Genre: Contemporary Scottish Paranormal

Barnes & Noble:

All Romance EBooks


Bumbling present day herbalist, Haven MacKay, gets more than she bargains for when her love spell goes awry, is cast back in time, and meets her true love — Laird Kirkwall Gunn.

Kirk’s plans go slightly off course when he falls in love with a woman wandering through the Scottish Highlands. After all, he has pledged to marry another, from an enemy clan, in order to end a century-old feud.

Book #1 of the Highland Games Through Time Series

Genre:  Scottish Time Travel

Ebook at Amazon: and Barnes & Noble

Print book at Amazon  and Barnes & Noble

Find out more about Nancy Lee Badger here:



Twitter @NLBadger


CONTEST: Leave a comment and one winner will be chosen to win an e-copy of their choice of DRAGON IN THE MIST or MY HONORABLE HIGHLANDER!

Winner of DRAGON IN THE MIST is Victoria! Congrats!

18 Responses to MuseTracks guest – Nancy Lee Badger – Much Ado About Reserach

  1. At our last writers group, we talked about research and about how many aspects of the story it can affect. I’m about to work on a book set around 1900 and the US Census has given me a wealth of information.

    I’m also going to check out those books. Who can resist kilts, fairies and Scotland? Not me! Great post.


  2. jbrayweber says:

    Not many people know you can do loads of research with a census. Things amazing information gleaned, the answers that lead to more questions, the realization of how life really was different but the same in the past…I’d say you are well on your way to some great research material, Melanie. 🙂


  3. Thanks for the giveaway. Please enter me in contest. Sounds good.


  4. jbrayweber says:

    YAY! Consider yourself entered, Victoria!


  5. I love research! I almost love it too much because I get lost in the stories.
    My second book takes place in Costa Rica and has a fair bit of pirate history and lore woven into a treasure hunt. So far I’ve had the pleasure of researching pirates, earthquakes, salvaging, drug cartels and portable nuclear weapons. I’ve had so much fun, I can hardly get to the part where I have to put it all together into a book!
    Thanks for a terrific article and I hope to read your books soon- love Celtic men and myths!!!


  6. jbrayweber says:

    Love the combination of all these interesting items you’ve researched for just ONE book.
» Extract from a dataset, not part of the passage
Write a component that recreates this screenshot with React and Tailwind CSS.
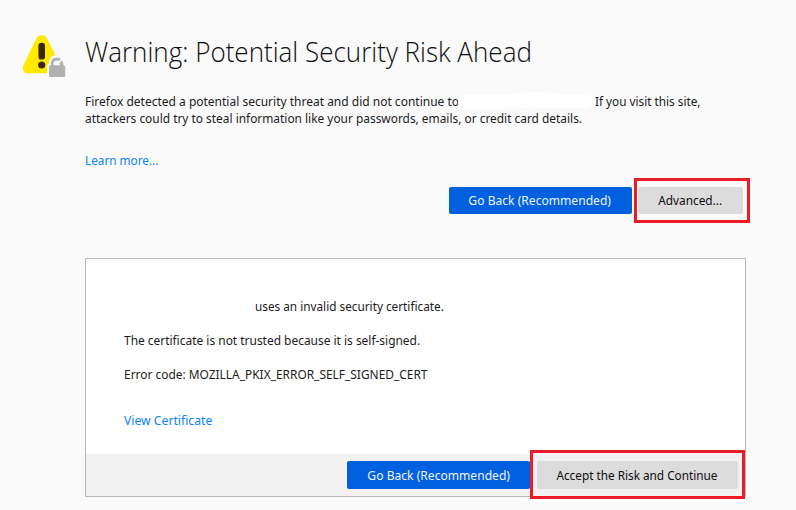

Man…that’s gonna be amazing, Stacey!


  7. I LOVE reading about pirates, so good luck with the story, Stacey. Yes, I research lots of stuff and only use a fraction BUT nothing goes to waste. I have a binder as I start each book and fill it with neat tidbits for the next book as well as links to check out.


  8. jbrayweber says:

    A binder! What a great idea!!! I have a file folder FULL of all my pirate stuff. I also have a file folder packed with research from various other parts of history…Civil War, Greco Roman, Early America, druids, dark ages, etc…

    Thanks so much for being here, Nancy!


  9. Yvonne B. says:

    I’ve got books, binders, notebooks, (hard drive) folders – all categorized by different things.
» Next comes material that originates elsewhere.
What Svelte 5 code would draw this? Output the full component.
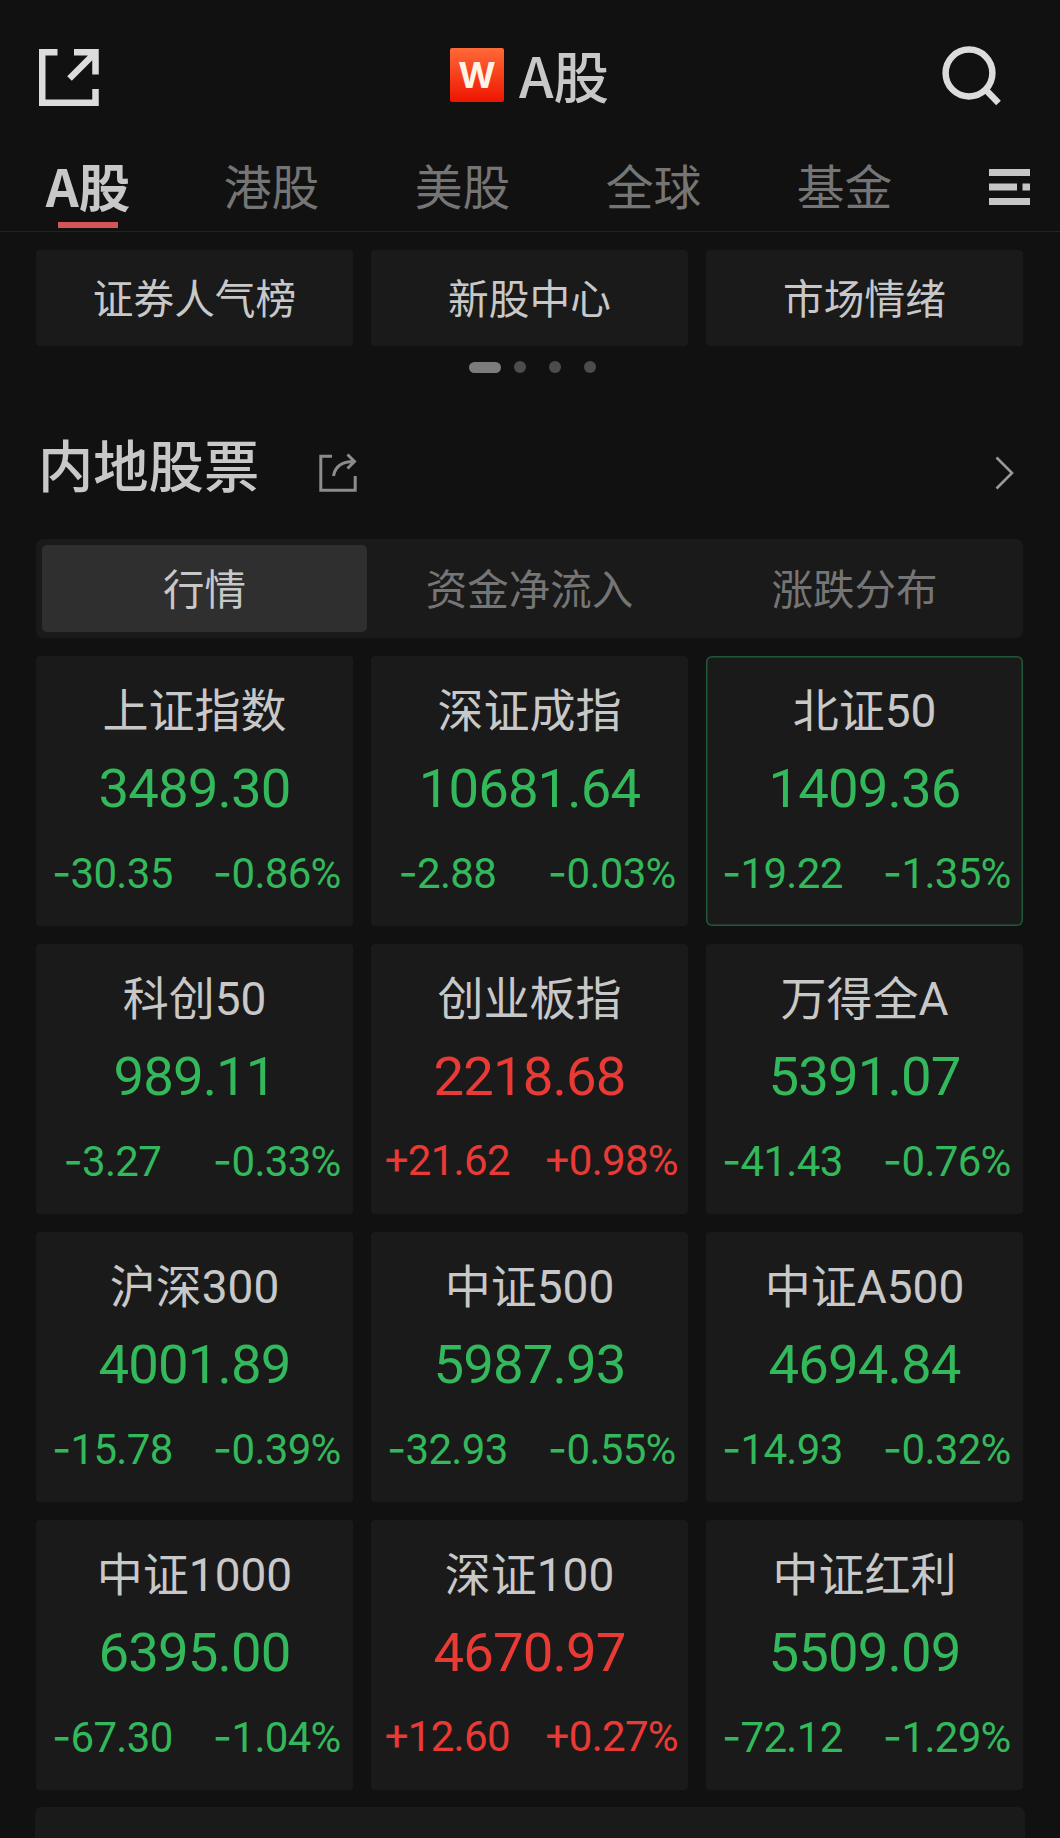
<script lang="ts">
	type Quote = { name: string; price: string; change: string; percent: string; active?: boolean };

	const markets = ['A股', '港股', '美股', '全球', '基金'];
	const shortcuts = ['证券人气榜', '新股中心', '市场情绪'];
	const views = ['行情', '资金净流入', '涨跌分布'];

	const quotes: Quote[] = [
		{ name: '上证指数', price: '3489.30', change: '-30.35', percent: '-0.86%' },
		{ name: '深证成指', price: '10681.64', change: '-2.88', percent: '-0.03%' },
		{ name: '北证50', price: '1409.36', change: '-19.22', percent: '-1.35%', active: true },
		{ name: '科创50', price: '989.11', change: '-3.27', percent: '-0.33%' },
		{ name: '创业板指', price: '2218.68', change: '+21.62', percent: '+0.98%' },
		{ name: '万得全A', price: '5391.07', change: '-41.43', percent: '-0.76%' },
		{ name: '沪深300', price: '4001.89', change: '-15.78', percent: '-0.39%' },
		{ name: '中证500', price: '5987.93', change: '-32.93', percent: '-0.55%' },
		{ name: '中证A500', price: '4694.84', change: '-14.93', percent: '-0.32%' },
		{ name: '中证1000', price: '6395.00', change: '-67.30', percent: '-1.04%' },
		{ name: '深证100', price: '4670.97', change: '+12.60', percent: '+0.27%' },
		{ name: '中证红利', price: '5509.09', change: '-72.12', percent: '-1.29%' }
	];

	let market = $state(0);
	let view = $state(0);
</script>

{#snippet signed(value: string)}
	<span><span class="sign">{value[0]}</span>{value.slice(1)}</span>
{/snippet}

<div class="page">
	<header>
		<svg class="open" width="60" height="58" viewBox="0 0 60 58" fill="none" stroke="#dcdcdc" stroke-width="6.5">
			<path d="M18.5 3.25H3.25V53.75H56.5V40" />
			<path d="M35 3.25H56.5V25.5M55 5L30.5 29.5" />
		</svg>
		<div class="title">
			<span class="logo">W</span>
			<h1>A股</h1>
		</div>
		<svg class="search" width="60" height="60" viewBox="0 0 60 60" fill="none" stroke="#dcdcdc" stroke-width="6.5">
			<circle cx="27" cy="27" r="23.4" />
			<path d="M43 43L56.5 57" />
		</svg>
	</header>

	<nav>
		{#each markets as name, i}
			<button class="market" class:selected={market === i} onclick={() => (market = i)}>{name}</button>
		{/each}
		<svg class="menu" width="41" height="36" viewBox="0 0 41 36" fill="#c6c6c6">
			<path d="M0 0H41V7H0zM0 14.5H28V21.5H0zM33.5 14.5H41V21.5H33.5zM0 29H41V36H0z" />
		</svg>
	</nav>

	<main>
		<div class="shortcuts">
			{#each shortcuts as name}
				<div class="shortcut">{name}</div>
			{/each}
		</div>
		<div class="pager">
			<i class="current"></i><i></i><i></i><i></i>
		</div>

		<div class="heading">
			<h2>内地股票</h2>
			<svg class="share" width="38" height="40" viewBox="0 0 38 40" fill="none" stroke="#8c8c8c" stroke-width="3">
				<path d="M13 3.3H1.8V37.2H36.2V23" />
				<path d="M14.5 23C16 14 22 8.5 35 8.5M28.5 1.5L35.5 8.5L28.5 15.5" />
			</svg>
			<svg class="more" width="20" height="34" viewBox="0 0 20 34" fill="none" stroke="#9a9a9a" stroke-width="2.6">
				<path d="M1.5 1.5L17 17L1.5 32.5" />
			</svg>
		</div>

		<div class="views">
			{#each views as name, i}
				<button class:selected={view === i} onclick={() => (view = i)}>{name}</button>
			{/each}
		</div>

		<div class="quotes">
			{#each quotes as q}
				<div class="quote" class:up={q.change[0] === '+'} class:active={q.active}>
					<div class="name">{q.name}</div>
					<div class="price">{q.price}</div>
					<div class="diff">
						{@render signed(q.change)}
						{@render signed(q.percent)}
					</div>
				</div>
			{/each}
		</div>
	</main>

	<div class="panel"></div>
</div>

<style>
	:global(body) {
		background: #111;
	}

	.page {
		display: flex;
		flex-direction: column;
		width: 1060px;
		height: 1838px;
		overflow: hidden;
		color: #c8c8c8;
		font-family: 'Noto Sans CJK SC', sans-serif;
	}

	h1,
	h2 {
		margin: 0;
		font-weight: 500;
	}

	button {
		padding: 0;
		border: 0;
		background: none;
		color: #757575;
		font: inherit;
		cursor: pointer;
	}

	header {
		display: flex;
		flex: none;
		align-items: center;
		justify-content: space-between;
		height: 150px;
		padding: 0 58px 0 39px;
	}

	.open {
		margin-top: 6px;
	}

	.search {
		margin-top: 2px;
	}

	.title {
		display: flex;
		align-items: center;
		gap: 15px;
		margin-left: 18px;
	}

	.logo {
		width: 54px;
		height: 54px;
		border-radius: 2px;
		background: linear-gradient(#ff6a38, #ee1500);
		color: #fff3e6;
		font: 700 36px/54px Inter, sans-serif;
		text-align: center;
	}

	h1 {
		padding-bottom: 2px;
		font-size: 55.5px;
		line-height: 72px;
	}

	nav {
		display: flex;
		flex: none;
		height: 81px;
		border-bottom: 1px solid #232323;
	}

	.market {
		display: flex;
		flex-direction: column;
		align-items: center;
		width: 191px;
		font-size: 47.8px;
		line-height: 70px;
	}

	.market:first-child {
		width: 176px;
	}

	.market.selected {
		color: #c8c8c8;
		font-size: 51.5px;
		font-weight: 700;
	}

	.market.selected::after {
		width: 60px;
		height: 6px;
		margin-top: 2px;
		background: #d35656;
		content: '';
	}

	.menu {
		margin: 19px 0 0 49px;
	}

	main {
		padding: 18px 37px 0 36px;
	}

	.shortcuts,
	.quotes {
		display: grid;
		grid-template-columns: repeat(3, 1fr);
		gap: 18px;
	}

	.shortcut {
		height: 96px;
		border-radius: 4px;
		background: #1a1a1a;
		font-size: 40.7px;
		line-height: 93px;
		text-align: center;
	}

	.pager {
		display: flex;
		align-items: center;
		justify-content: center;
		gap: 23px;
		height: 12px;
		margin: 15px 0 0 5px;
	}

	.pager i {
		width: 12px;
		height: 12px;
		border-radius: 6px;
		background: #4c4c4c;
	}

	.pager .current {
		width: 32px;
		height: 11px;
		margin-right: -10px;
		background: #7c7c7c;
	}

	.heading {
		display: flex;
		align-items: center;
		height: 100px;
		margin-top: 40px;
	}

	h2 {
		margin-left: 2px;
		font-size: 55.3px;
		line-height: 100px;
	}

	.share {
		margin: 20px 0 0 60px;
	}

	.more {
		margin: 20px 8px 0 auto;
	}

	.views {
		display: grid;
		grid-template-columns: repeat(3, 1fr);
		height: 87px;
		margin: 26px 0 18px;
		padding: 6px;
		border-radius: 7px;
		background: #1a1a1a;
	}

	.views button {
		padding-bottom: 3px;
		border-radius: 5px;
		font-size: 41.5px;
		line-height: 84px;
	}

	.views .selected {
		background: #2f2f2f;
		color: #c8c8c8;
	}

	.quote {
		box-sizing: border-box;
		height: 270px;
		padding-top: 25px;
		border-radius: 4px;
		background: #1a1a1a;
		color: #33b85c;
		font-family: Roboto, 'Noto Sans CJK SC', sans-serif;
		text-align: center;
	}

	.quote.up {
		color: #ea3a36;
	}

	.quote.active {
		border-radius: 6px;
		box-shadow: inset 0 0 0 1.5px #20583a;
	}

	.name {
		color: #c8c8c8;
		font-size: 46px;
		line-height: 60px;
	}

	.price {
		margin-top: 1px;
		font-size: 54.5px;
		line-height: 93px;
		letter-spacing: -0.9px;
	}

	.diff {
		display: grid;
		grid-template-columns: 1fr 1fr;
		column-gap: 12px;
		font-size: 42px;
		line-height: 75px;
		letter-spacing: -0.7px;
	}

	.quote:not(.up) .sign {
		font-family: Inter, sans-serif;
	}

	.panel {
		flex: none;
		height: 60px;
		margin: 17px 35px 0;
		border-radius: 7px;
		background: #1a1a1a;
	}
</style>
    Whether it’s characters (one binder – each has separate sheet that includes background, history, who I picture looking like the character and, when appropriate, lyrics that suit the character (in TMI category – I have one character that Blutengel’s “Soultaker” fits like a second skin)), worlds (another binder), scraps of info for future/past use (notebook), lyrics (2 notebooks) – everything has its niche.

    Then there are the books – different myths and legends, medieval history, more contemporary history, American Civil War, general history, American West and I can go on and on and on…. *blushes* All of it has either been used in some way or will be used in some way sooner or later.

    Wonderful post and please consider me for the giveaway.


  10. jbrayweber says:

    Holy Cow! Can I come over and look through your library and binders? I can’t imagine all the interesting stuff you must have, Yvonne. 🙂


  11. Yvonne B. says:

    Anytime 🙂 I don’t know how interesting it would be to anyone else, but I don’t mind sharing.


  12. I never thought to use the census. Thanks for the info, Nancy.


  13. jbrayweber says:

    It’s an unusual idea, to be sure, Marian. But while walking through the documents, you can’t help but wonder what ‘their’ stories were. Thanks for popping in!


  14. Gerri Bowen says:

    I love research too, Nancy, and sometimes get more interested in the research than the writing. A lovely blog post. 🙂


  15. jbrayweber says:

    I know, Gerri. Research can be so absorbing and fun! Thanks for coming by.


  16. Yvonne B. says:

    A couple of other places that can be interesting to look through are and (I’m pretty sure that’s the Ellis extension) – my family has mostly used that for family history research, but, when looking at the records (especially ship’s records) as a writer (or maybe it’s just the hyper-active imagination) I can’t help wondering about some of the other stories as well.


  17. Mickey says:

    Your post has so many wonderful ideas for researching the background of a novel. Great ideas and I know your books will be wonderful.


  18. Charlene says:

    I always appreciate the research that writers include in their books. I have learned so much! I would love to have a chance to read your books.